─── Raw data ───

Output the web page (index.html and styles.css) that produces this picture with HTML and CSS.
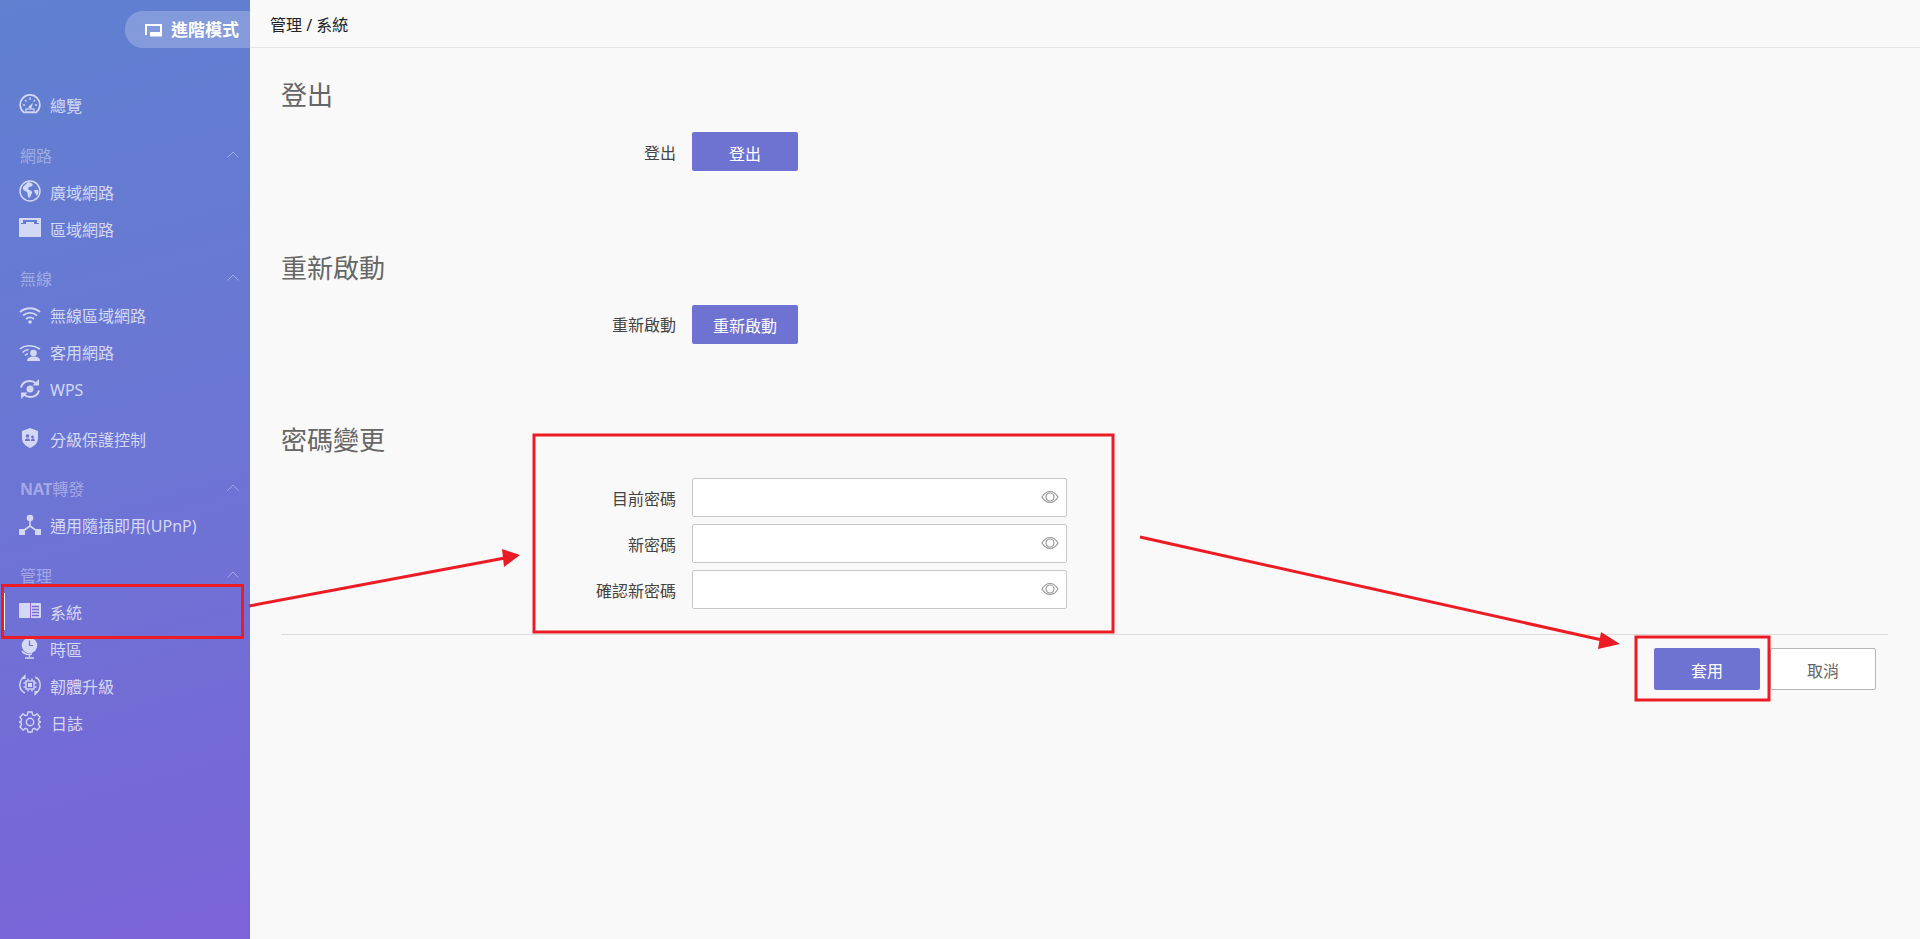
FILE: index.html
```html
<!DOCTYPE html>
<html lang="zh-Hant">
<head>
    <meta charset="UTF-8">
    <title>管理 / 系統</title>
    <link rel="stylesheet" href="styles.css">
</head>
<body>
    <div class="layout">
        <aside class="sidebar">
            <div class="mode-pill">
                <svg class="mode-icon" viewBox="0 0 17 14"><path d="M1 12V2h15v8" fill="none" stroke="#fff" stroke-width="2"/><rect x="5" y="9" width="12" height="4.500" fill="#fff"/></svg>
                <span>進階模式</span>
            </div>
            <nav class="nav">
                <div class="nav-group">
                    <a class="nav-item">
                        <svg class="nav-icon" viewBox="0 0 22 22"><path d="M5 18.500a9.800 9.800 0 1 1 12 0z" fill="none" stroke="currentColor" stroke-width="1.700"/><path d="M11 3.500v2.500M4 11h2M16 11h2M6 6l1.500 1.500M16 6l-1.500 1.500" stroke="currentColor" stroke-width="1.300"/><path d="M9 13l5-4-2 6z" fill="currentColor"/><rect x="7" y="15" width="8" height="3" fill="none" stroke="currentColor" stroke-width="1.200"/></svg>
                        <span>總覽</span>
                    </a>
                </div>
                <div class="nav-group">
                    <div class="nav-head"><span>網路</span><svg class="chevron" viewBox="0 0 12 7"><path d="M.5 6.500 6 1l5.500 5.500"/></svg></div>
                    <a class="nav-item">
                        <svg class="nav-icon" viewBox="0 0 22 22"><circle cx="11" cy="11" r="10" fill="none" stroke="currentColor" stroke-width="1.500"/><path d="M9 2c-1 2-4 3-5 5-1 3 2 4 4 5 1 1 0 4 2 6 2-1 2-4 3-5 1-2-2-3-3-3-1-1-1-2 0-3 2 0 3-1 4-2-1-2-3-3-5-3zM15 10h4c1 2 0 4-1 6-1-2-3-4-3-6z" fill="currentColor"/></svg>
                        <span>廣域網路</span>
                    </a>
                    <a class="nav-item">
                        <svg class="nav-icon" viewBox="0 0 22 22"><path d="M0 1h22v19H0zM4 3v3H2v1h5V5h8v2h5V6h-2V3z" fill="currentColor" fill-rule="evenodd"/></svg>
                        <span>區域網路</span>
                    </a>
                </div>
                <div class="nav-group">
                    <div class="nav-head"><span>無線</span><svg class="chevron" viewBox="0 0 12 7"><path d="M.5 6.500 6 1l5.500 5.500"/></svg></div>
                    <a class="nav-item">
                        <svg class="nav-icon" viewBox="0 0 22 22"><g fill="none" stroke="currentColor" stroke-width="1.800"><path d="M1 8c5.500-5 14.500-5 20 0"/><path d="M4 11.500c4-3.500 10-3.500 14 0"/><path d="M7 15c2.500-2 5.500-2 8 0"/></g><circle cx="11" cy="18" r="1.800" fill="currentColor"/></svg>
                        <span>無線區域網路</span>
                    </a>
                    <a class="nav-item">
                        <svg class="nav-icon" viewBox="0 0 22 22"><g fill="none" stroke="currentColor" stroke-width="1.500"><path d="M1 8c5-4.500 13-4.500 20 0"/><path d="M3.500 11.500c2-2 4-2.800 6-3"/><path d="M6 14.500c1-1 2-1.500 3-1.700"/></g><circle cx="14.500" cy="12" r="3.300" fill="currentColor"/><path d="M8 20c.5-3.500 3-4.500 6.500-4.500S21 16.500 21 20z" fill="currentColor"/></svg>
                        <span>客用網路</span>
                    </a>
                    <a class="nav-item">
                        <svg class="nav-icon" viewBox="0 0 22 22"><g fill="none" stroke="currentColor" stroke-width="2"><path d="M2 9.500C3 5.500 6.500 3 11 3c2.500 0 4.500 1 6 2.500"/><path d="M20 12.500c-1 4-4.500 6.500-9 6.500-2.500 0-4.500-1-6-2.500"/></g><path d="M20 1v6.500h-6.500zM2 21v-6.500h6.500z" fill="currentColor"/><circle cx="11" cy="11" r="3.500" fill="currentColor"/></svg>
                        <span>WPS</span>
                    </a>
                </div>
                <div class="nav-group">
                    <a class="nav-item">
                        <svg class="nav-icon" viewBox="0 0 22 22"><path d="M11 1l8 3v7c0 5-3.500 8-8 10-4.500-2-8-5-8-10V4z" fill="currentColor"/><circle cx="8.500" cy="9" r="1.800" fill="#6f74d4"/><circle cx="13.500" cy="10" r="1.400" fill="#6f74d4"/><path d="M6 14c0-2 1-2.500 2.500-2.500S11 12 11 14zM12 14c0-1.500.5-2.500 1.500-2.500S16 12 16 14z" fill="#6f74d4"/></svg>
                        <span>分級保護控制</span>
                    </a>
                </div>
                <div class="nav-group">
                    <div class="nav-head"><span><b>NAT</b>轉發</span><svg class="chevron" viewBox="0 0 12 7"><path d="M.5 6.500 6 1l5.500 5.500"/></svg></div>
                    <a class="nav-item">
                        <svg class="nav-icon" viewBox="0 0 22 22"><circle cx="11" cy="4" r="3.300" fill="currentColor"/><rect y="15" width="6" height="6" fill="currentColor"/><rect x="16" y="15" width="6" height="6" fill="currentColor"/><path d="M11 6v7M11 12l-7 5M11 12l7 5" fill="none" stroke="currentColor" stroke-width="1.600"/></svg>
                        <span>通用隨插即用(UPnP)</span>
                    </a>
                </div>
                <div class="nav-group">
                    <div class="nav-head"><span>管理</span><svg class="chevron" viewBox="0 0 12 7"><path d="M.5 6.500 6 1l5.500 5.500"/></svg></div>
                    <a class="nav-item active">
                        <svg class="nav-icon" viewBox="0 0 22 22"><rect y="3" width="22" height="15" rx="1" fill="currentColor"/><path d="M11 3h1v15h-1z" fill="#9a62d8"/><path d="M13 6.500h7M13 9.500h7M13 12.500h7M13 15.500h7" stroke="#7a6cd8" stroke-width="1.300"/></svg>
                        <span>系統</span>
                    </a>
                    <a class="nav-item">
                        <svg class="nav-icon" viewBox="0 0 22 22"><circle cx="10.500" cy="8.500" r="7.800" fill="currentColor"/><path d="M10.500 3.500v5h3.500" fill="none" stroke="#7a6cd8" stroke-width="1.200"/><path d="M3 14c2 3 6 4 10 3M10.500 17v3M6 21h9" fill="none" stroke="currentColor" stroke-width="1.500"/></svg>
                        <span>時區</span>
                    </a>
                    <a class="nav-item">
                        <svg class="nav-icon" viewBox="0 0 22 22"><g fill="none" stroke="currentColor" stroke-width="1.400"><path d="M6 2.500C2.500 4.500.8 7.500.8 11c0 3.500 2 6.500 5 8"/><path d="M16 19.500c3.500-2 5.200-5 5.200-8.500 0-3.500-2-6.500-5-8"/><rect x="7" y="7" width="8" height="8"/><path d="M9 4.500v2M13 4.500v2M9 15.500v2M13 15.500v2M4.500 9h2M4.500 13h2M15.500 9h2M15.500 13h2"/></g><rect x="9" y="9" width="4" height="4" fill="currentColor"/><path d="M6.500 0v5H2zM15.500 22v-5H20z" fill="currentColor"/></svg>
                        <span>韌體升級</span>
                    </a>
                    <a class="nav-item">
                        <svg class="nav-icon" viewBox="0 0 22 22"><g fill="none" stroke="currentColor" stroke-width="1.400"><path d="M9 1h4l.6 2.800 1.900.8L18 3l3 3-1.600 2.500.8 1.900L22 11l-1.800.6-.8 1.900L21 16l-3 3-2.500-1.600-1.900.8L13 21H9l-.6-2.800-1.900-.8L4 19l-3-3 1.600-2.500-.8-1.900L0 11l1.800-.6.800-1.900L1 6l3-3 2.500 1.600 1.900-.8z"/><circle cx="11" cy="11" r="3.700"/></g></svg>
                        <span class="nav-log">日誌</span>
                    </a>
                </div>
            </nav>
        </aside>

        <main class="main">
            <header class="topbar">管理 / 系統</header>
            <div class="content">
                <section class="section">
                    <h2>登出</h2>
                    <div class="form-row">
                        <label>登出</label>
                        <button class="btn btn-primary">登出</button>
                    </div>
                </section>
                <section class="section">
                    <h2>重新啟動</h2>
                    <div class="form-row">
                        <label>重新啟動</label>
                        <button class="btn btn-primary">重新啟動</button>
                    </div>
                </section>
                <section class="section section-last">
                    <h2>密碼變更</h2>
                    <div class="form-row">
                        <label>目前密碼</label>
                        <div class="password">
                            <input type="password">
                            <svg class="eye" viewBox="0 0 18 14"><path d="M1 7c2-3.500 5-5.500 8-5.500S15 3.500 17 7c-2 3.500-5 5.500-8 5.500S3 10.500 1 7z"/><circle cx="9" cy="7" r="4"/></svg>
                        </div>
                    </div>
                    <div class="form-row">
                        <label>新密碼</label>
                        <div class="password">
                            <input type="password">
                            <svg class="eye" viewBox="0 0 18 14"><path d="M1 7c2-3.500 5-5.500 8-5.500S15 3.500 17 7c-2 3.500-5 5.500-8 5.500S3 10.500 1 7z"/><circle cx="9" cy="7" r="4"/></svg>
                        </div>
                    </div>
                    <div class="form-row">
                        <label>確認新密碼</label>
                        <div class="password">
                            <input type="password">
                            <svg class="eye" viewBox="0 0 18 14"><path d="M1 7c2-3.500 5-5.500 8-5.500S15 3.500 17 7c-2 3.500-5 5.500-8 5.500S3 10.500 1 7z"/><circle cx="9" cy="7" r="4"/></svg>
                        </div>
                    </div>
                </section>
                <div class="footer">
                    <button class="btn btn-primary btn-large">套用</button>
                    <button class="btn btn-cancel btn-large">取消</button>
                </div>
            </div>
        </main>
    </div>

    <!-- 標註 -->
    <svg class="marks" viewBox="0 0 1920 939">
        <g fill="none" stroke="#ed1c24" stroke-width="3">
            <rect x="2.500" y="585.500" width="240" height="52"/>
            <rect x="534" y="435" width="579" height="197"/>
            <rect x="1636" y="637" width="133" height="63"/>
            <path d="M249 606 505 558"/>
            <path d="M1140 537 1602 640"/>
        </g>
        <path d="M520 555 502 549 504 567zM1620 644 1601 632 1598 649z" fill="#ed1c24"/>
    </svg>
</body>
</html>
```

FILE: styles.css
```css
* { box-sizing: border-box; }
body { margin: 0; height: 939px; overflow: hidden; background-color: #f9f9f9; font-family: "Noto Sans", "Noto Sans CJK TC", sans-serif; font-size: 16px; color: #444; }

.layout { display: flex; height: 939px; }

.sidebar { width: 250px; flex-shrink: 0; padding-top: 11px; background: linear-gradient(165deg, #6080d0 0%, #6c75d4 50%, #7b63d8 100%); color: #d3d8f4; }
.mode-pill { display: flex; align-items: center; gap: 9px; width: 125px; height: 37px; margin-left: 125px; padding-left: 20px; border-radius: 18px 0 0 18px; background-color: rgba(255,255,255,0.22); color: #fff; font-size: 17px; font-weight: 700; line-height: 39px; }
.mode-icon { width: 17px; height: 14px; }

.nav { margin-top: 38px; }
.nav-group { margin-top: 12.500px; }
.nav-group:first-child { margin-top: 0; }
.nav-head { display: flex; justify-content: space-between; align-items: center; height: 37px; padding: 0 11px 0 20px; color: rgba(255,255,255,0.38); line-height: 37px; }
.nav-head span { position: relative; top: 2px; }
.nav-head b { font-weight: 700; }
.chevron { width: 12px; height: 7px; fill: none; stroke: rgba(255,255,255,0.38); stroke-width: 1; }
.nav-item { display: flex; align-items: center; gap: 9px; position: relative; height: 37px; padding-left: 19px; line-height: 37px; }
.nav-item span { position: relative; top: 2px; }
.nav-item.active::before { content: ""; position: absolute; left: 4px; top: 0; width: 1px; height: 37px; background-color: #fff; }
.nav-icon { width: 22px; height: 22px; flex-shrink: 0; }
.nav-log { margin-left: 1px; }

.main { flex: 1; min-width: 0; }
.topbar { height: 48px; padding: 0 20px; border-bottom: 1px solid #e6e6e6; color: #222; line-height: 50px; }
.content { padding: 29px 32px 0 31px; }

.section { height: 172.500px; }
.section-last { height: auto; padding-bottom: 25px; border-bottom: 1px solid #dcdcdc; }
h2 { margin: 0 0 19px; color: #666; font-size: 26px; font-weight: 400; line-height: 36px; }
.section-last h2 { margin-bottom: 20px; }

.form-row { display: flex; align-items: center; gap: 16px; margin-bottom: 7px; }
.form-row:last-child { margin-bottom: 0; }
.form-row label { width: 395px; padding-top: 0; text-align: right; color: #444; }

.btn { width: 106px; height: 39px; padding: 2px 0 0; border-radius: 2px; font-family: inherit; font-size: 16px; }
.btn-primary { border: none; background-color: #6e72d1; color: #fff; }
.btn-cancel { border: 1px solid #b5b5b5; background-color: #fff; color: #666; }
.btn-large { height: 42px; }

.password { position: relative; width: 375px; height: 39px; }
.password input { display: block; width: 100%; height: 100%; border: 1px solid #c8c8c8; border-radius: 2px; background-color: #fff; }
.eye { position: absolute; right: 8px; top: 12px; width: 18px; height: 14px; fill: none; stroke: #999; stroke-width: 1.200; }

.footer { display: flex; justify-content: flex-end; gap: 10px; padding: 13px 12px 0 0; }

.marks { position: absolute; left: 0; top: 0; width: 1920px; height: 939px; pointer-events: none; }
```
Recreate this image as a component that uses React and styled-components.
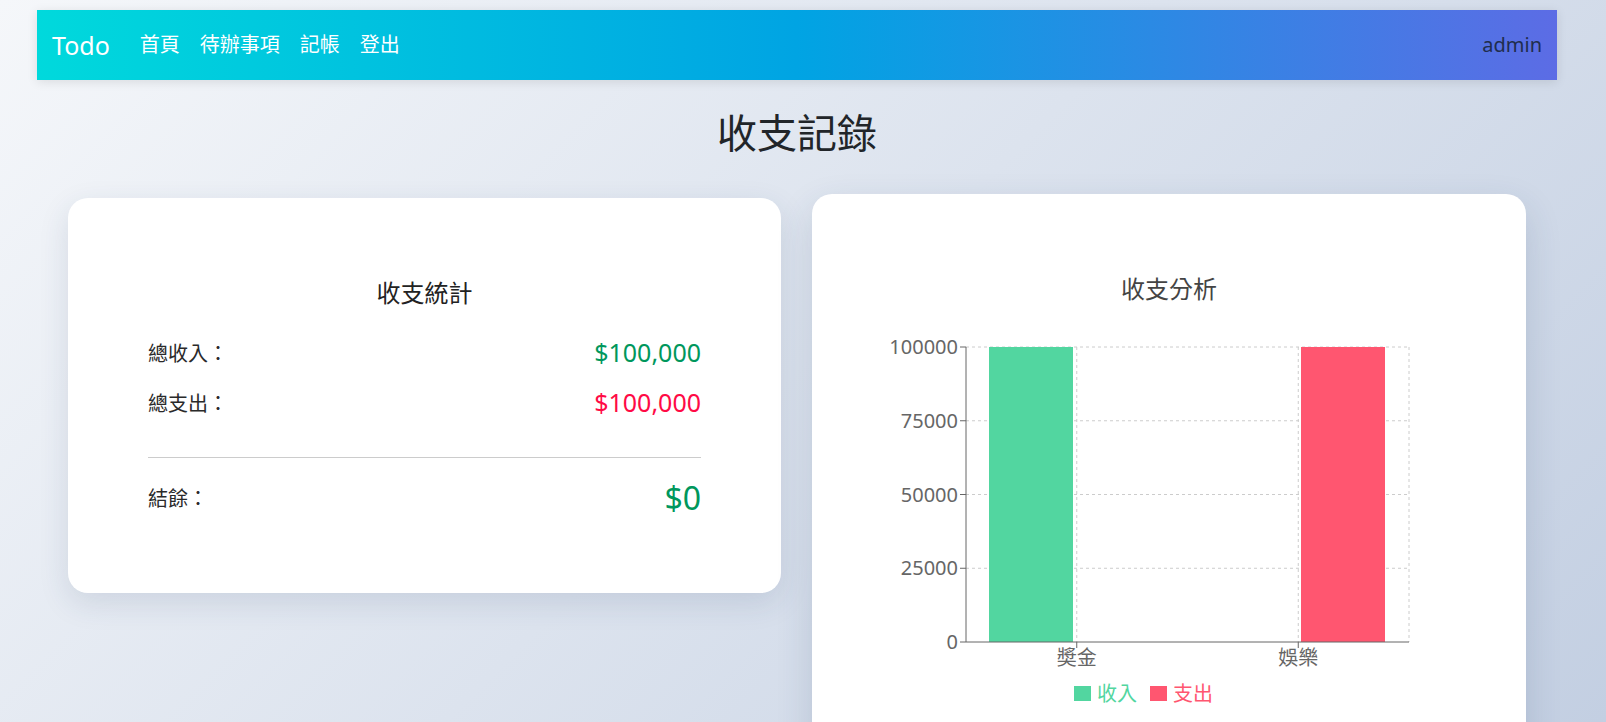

───

=== Objective ===
Copy all lines from the entries that contain the word "this".

=== Full output ===
Output the web page (index.html and styles.css) that produces this picture with HTML and CSS.
Recreate this image as a component that uses React and styled-components.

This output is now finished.